Kombucha is a lightly effervescent sweetened green or black tea drink that originated from northeast China. It’s become very popular partly due to its probiotics, which are the good-for-you bacteria, that potentially benefit digestion and boost immunity.
Kombucha does contain a little bit of alcohol as a by-product of the fermentation process. It’s usually no more than 1%, but kids and people who are sensitive to alcohol should avoid the drink.
While kombucha is frequently found in the drink aisle of grocery stores, it’s also very commonly fermented at home. Whether you were making it at home or want to start brewing it, there’s no reason why living in an RV should prevent you from doing so. It doesn’t take up a lot of space and it’s easy to make.
Equipment you’ll need:
- A large bowl and wooden spoon. Don’t use metal or plastic bowls or spoons.
- A large 1-gallon glass jar
- Tightly woven cloth, coffee filters or paper towels
- Glass bottles
Ingredients to make about 1 gallon:
- 3 ½ quarts of water
- 1 cup of white sugar
- 8 tea bags of black and green tea, feel free to mix and match or use one kind
- 2 cups starter tea from last batch of kombucha or store-bought kombucha (make sure it’s unpasteurized and neutral flavored)

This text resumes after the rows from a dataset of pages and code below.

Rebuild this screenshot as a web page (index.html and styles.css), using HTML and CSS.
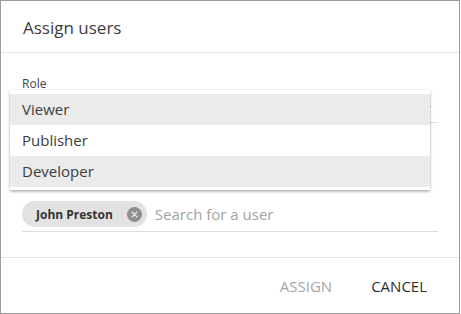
FILE: index.html
```html
<!DOCTYPE html>
<html lang="en">
<head>
  <meta charset="UTF-8" />
  <title>Assign users</title>
  <link rel="stylesheet" href="styles.css">
</head>
<body>
  <div class="dialog">
    <div class="dialog-header">
      <h2 class="dialog-title">Assign users</h2>
    </div>

    <div class="dialog-body">
      <div class="field">
        <label class="field-label">Role</label>
        <div class="select">
          <span class="select-arrow"></span>
        </div>

        <!-- open role menu -->
        <ul class="menu">
          <li class="menu-item active">Viewer</li>
          <li class="menu-item">Publisher</li>
          <li class="menu-item active">Developer</li>
        </ul>
      </div>

      <div class="chip-input">
        <span class="chip">
          John Preston
          <svg class="chip-close" width="15" height="15" viewBox="0 0 15 15">
            <circle cx="7.5" cy="7.5" r="7.5" fill="#8f8f8f"/>
            <path d="M5 5 L10 10 M10 5 L5 10" stroke="#e6e6e6" stroke-width="1.3" stroke-linecap="round"/>
          </svg>
        </span>
        <span class="search-placeholder">Search for a user</span>
      </div>
    </div>

    <div class="dialog-footer">
      <button class="btn btn-disabled">Assign</button>
      <button class="btn">Cancel</button>
    </div>
  </div>
</body>
</html>
```

FILE: styles.css
```css
body {
  font-family: "Open Sans", "Noto Sans", sans-serif;
  background: #ffffff;
  margin: 0;
  padding: 0;
}
.dialog {
  width: 458px;
  height: 312px;
  background: #ffffff;
  border: 1px solid #9c9c9c;
  display: flex;
  flex-direction: column;
}
.dialog-header {
  height: 52px;
  padding: 15px 22px 0;
  box-sizing: border-box;
  border-bottom: 1px solid #e4e4e4;
}
.dialog-title {
  margin: 0;
  font-size: 17px;
  line-height: 23px;
  font-weight: 400;
  color: #3d3d3d;
}
.dialog-body {
  padding: 0 21px 0 21px;
}
.field {
  position: relative;
  margin-top: 23px;
}
.field-label {
  display: block;
  font-size: 12px;
  line-height: 16px;
  color: #444;
}
.select {
  position: relative;
  height: 30px;
  border-bottom: 1px solid #dcdcdc;
}
.select-arrow {
  position: absolute;
  right: 7px;
  top: 14px;
  border-left: 5px solid transparent;
  border-right: 5px solid transparent;
  border-top: 5px solid #666;
}
.menu {
  position: absolute;
  top: 14px;
  left: -12px;
  width: 420px;
  margin: 0;
  padding: 4px 0 3px;
  list-style: none;
  background: #ffffff;
  box-shadow: 0 1px 3px rgba(0,0,0,0.25), 0 2px 2px rgba(0,0,0,0.12);
}
.menu-item {
  height: 31px;
  line-height: 31px;
  padding-left: 12px;
  font-size: 15px;
  color: #3d3d3d;
}
.menu-item.active {
  background: #ebebeb;
}
.chip-input {
  display: flex;
  align-items: center;
  gap: 8px;
  margin-top: 75px;
  padding: 3px 0 4px;
  border-bottom: 1px solid #dcdcdc;
}
.chip {
  display: inline-flex;
  align-items: center;
  height: 26px;
  padding: 0 5px 0 14px;
  border-radius: 13px;
  background: #e2e2e2;
  font-size: 12px;
  font-weight: 700;
  color: #333;
}
.chip-close {
  margin-left: 14px;
}
.search-placeholder {
  font-size: 15px;
  color: #a2a2a2;
}
.dialog-footer {
  margin-top: auto;
  height: 55px;
  border-top: 1px solid #e4e4e4;
  display: flex;
  justify-content: flex-end;
  align-items: center;
  gap: 23px;
  padding-right: 24px;
}
.btn {
  background: none;
  border: none;
  padding: 0 8px;
  font-family: inherit;
  font-size: 15px;
  text-transform: uppercase;
  color: #2e2e2e;
}
.btn-disabled {
  color: #a6a6a6;
}
```
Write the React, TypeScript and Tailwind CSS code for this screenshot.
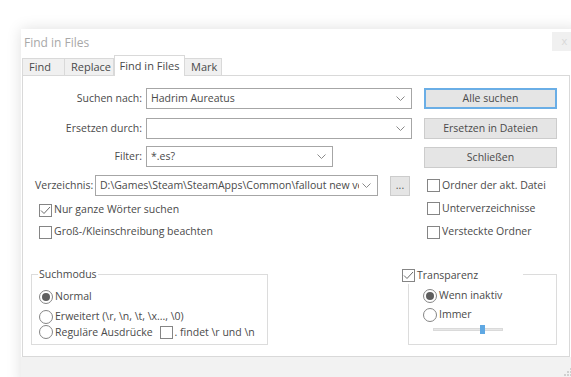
import React from 'react';

const font = { fontFamily: '"Open Sans", "Noto Sans", sans-serif' };

function Chevron() {
  return (
    <svg width="9" height="5" viewBox="0 0 9 5" className="shrink-0">
      <polyline points="0.5,0.5 4.5,4.5 8.5,0.5" fill="none" stroke="#8a8a8a" strokeWidth="1" />
    </svg>
  );
}

function Combo({ width, value }: { width: string; value?: string }) {
  return (
    <div className={`${width} h-[21px] border border-[#a6a6a6] bg-white flex items-center pl-[4px] pr-[6px] gap-[3px]`}>
      <span className="flex-1 overflow-hidden whitespace-nowrap">{value}</span>
      <Chevron />
    </div>
  );
}

function CheckBox({ checked, label }: { checked?: boolean; label?: string }) {
  return (
    <div className="flex items-center gap-[2px]">
      <div className="w-[13px] h-[13px] border border-[#858585] bg-white flex items-center justify-center shrink-0">
        {checked && (
          <svg width="11" height="9" viewBox="0 0 11 9">
            <polyline points="1,4.5 4,7.5 10,1" fill="none" stroke="#6b6b6b" strokeWidth="1" />
          </svg>
        )}
      </div>
      {label && <span className="whitespace-nowrap">{label}</span>}
    </div>
  );
}

function Radio({ checked, label }: { checked?: boolean; label: string }) {
  return (
    <div className="flex items-center gap-[2px]">
      <div className="w-[14px] h-[14px] rounded-full border border-[#858585] bg-white flex items-center justify-center shrink-0">
        {checked && <div className="w-[8px] h-[8px] rounded-full bg-[#5e5e5e]" />}
      </div>
      <span className="whitespace-nowrap">{label}</span>
    </div>
  );
}

function Button({ label, focused }: { label: string; focused?: boolean }) {
  return (
    <div
      className={`w-[133px] h-[21px] bg-[#e5e5e5] flex items-center justify-center ${
        focused ? 'border-2 border-[#6aaee6]' : 'border border-[#cccccc]'
      }`}
    >
      {label}
    </div>
  );
}

export default function App() {
  const tabs = [
    { label: 'Find', width: 'w-[43px]' },
    { label: 'Replace', width: 'w-[49px]' },
    { label: 'Find in Files', width: 'w-[71px]', active: true },
    { label: 'Mark', width: 'w-[37px]' }
  ];

  return (
    <div className="w-[571px] h-[377px] bg-white overflow-hidden pt-[29px] pl-[21px] text-[10.5px] text-[#4a4a4a]" style={font}>
      <div className="w-[560px] h-[360px] bg-white shadow-[0_0_14px_rgba(0,0,0,0.13)] flex flex-col">
        {/* Title bar */}
        <div className="h-[26px] flex items-start justify-between">
          <span className="pl-[3px] pt-[5px] text-[12px] text-[#a8a8a8]">Find in Files</span>
          <div className="w-[25px] h-[19px] mt-[3px] mr-[4px] bg-[#f0f0f0] flex items-center justify-center text-[11px] text-[#d8d8d8]">
            x
          </div>
        </div>

        {/* Tabs */}
        <div className="h-[20px] flex items-end pl-[1px] relative z-10">
          {tabs.map((tab, i) =>
            tab.active ? (
              <div
                key={i}
                className={`${tab.width} h-[21px] -mb-px bg-white border border-b-0 border-[#d9d9d9] flex items-start justify-center pt-[2px] text-[11px]`}
              >
                {tab.label}
              </div>
            ) : (
              <div
                key={i}
                className={`${tab.width} h-[17px] bg-[#f0f0f0] border-t border-r border-[#d9d9d9] ${i === 0 ? 'border-l' : ''} flex items-center pl-[6px] text-[11px]`}
              >
                {tab.label}
              </div>
            )
          )}
        </div>

        {/* Panel */}
        <div className="w-[548px] h-[282px] ml-px border border-[#d9d9d9] bg-white flex flex-col">
          {/* Suchen nach */}
          <div className="flex mt-[12px] h-[21px]">
            <div className="w-[401px] flex items-center">
              <span className="w-[119px] text-right">Suchen nach:</span>
              <div className="ml-[4px]">
                <Combo width="w-[266px]" value="Hadrim Aureatus" />
              </div>
            </div>
            <Button label="Alle suchen" focused />
          </div>

          {/* Ersetzen durch */}
          <div className="flex mt-[9px] h-[21px]">
            <div className="w-[401px] flex items-center">
              <span className="w-[119px] text-right">Ersetzen durch:</span>
              <div className="ml-[4px]">
                <Combo width="w-[266px]" />
              </div>
            </div>
            <Button label="Ersetzen in Dateien" />
          </div>

          {/* Filter */}
          <div className="flex mt-[7px] h-[22px]">
            <div className="w-[401px] flex items-start">
              <span className="w-[119px] text-right leading-[21px]">Filter:</span>
              <div className="ml-[4px]">
                <Combo width="w-[187px]" value="*.es?" />
              </div>
            </div>
            <div className="mt-[1px]">
              <Button label="Schließen" />
            </div>
          </div>

          {/* Verzeichnis */}
          <div className="flex mt-[7px] h-[21px]">
            <div className="w-[401px] flex items-center pl-[12px]">
              <span className="w-[60px]">Verzeichnis:</span>
              <Combo width="w-[283px]" value="D:\Games\Steam\SteamApps\Common\fallout new veg" />
              <div className="ml-[12px] w-[20px] h-[20px] bg-[#e5e5e5] border border-[#cccccc] flex items-center justify-center text-[#555]">
                ...
              </div>
            </div>
            <div className="flex items-center pl-[3px]">
              <CheckBox label="Ordner der akt. Datei" />
            </div>
          </div>

          {/* Checkbox rows */}
          <div className="flex mt-[6px] h-[16px]">
            <div className="w-[401px] flex items-center pl-[16px]">
              <CheckBox checked label="Nur ganze Wörter suchen" />
            </div>
            <div className="flex items-center pl-[3px] -mt-[3px]">
              <CheckBox label="Unterverzeichnisse" />
            </div>
          </div>
          <div className="flex mt-[6px] h-[16px]">
            <div className="w-[401px] flex items-center pl-[16px]">
              <CheckBox label="Groß-/Kleinschreibung beachten" />
            </div>
            <div className="flex items-center pl-[3px]">
              <CheckBox label="Versteckte Ordner" />
            </div>
          </div>

          {/* Group boxes */}
          <div className="flex mt-[34px]">
            <div className="ml-[8px] w-[237px] h-[71px] border border-[#dcdcdc] relative flex flex-col pl-[7px] pt-[14px] gap-[5px]">
              <span className="absolute -top-[8px] left-[6px] bg-white px-px">Suchmodus</span>
              <Radio checked label="Normal" />
              <div className="-mt-[1px]">
                <Radio label="Erweitert (\r, \n, \t, \x..., \0)" />
              </div>
              <div className="flex items-center -mt-[5px]">
                <Radio label="Reguläre Ausdrücke" />
                <div className="ml-[7px]">
                  <CheckBox label=". findet \r und \n" />
                </div>
              </div>
            </div>

            <div className="ml-[140px] w-[149px] h-[71px] border border-[#dcdcdc] relative flex flex-col pl-[14px] pt-[13px] gap-[3px]">
              <div className="absolute -top-[7px] -left-[7px] w-[121px] bg-white">
                <CheckBox checked label="Transparenz" />
              </div>
              <Radio checked label="Wenn inaktiv" />
              <Radio label="Immer" />
              <div className="ml-[10px] mt-[2px] w-[70px] h-[3px] bg-[#e7e7e7] border border-[#dadada] relative">
                <div className="absolute left-[46px] -top-[4px] w-[5px] h-[9px] bg-[#5fa8e3]" />
              </div>
            </div>
          </div>
        </div>

        {/* Bottom strip */}
        <div className="flex-1 bg-[#f2f2f2] relative">
          <svg width="10" height="10" viewBox="0 0 10 10" className="absolute left-[542px] top-[11px]">
            <rect x="7" y="0" width="2" height="2" fill="#d0d0d0" />
            <rect x="4" y="3" width="2" height="2" fill="#d0d0d0" />
            <rect x="7" y="3" width="2" height="2" fill="#d0d0d0" />
            <rect x="1" y="6" width="2" height="2" fill="#d0d0d0" />
            <rect x="4" y="6" width="2" height="2" fill="#d0d0d0" />
            <rect x="7" y="6" width="2" height="2" fill="#d0d0d0" />
          </svg>
        </div>
      </div>
    </div>
  );
}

- 1 scoby (homemade or purchased) per fermentation jar. Scoby, which is an acronym for Symbiotic Culture of Bacteria and Yeast, is the living home for the bacteria and yeast that transforms sweet tea into kombucha.
1. Bring water to a boil. Remove from heat and stir the sugar in to dissolve.
2. Put the tea bags in the water and allow it to steep until the water has cooled. This could take a few hours.
3. Remove the tea bags when the tea is cool. You now have your tea base.
4. Stir in the starter tea.
5. Transfer the tea to jar(s) and add the scoby with clean hands. If you use more than one jar, each jar needs its own scoby.
6. Cover the mouth of the jar with a few layers of tightly-woven cloth, coffee filters, or paper towels, and secure it with a rubber band.
7. Store the jar in a warm location, but make sure it’s not in direct sunlight.
8. Ferment for 7-10 days. Taste it daily after 7 days until it reaches the amount of sweetness and tartness you like. The shorter the fermentation period, the sweeter the kombucha will be.
9. Remove the scoby. If you’re not going to use the scoby for another batch of kombucha right away, then store it in a fresh batch of tea base with starter tea in the fridge. Be sure to change out the tea for a fresh batch every 4-6 weeks.
10. Bottle the finished kombucha, leaving about half an inch of headroom in each bottle. If you want to have flavored kombucha, add in any juice, fruit, or herbs as you’re bottling.
11. Store the bottled kombucha at room temperature and out of direct sunlight for 1-3 days to allow it to carbonate. Refrigerate to stop the fermentation and carbonation. Make sure to consume your kombucha within a month.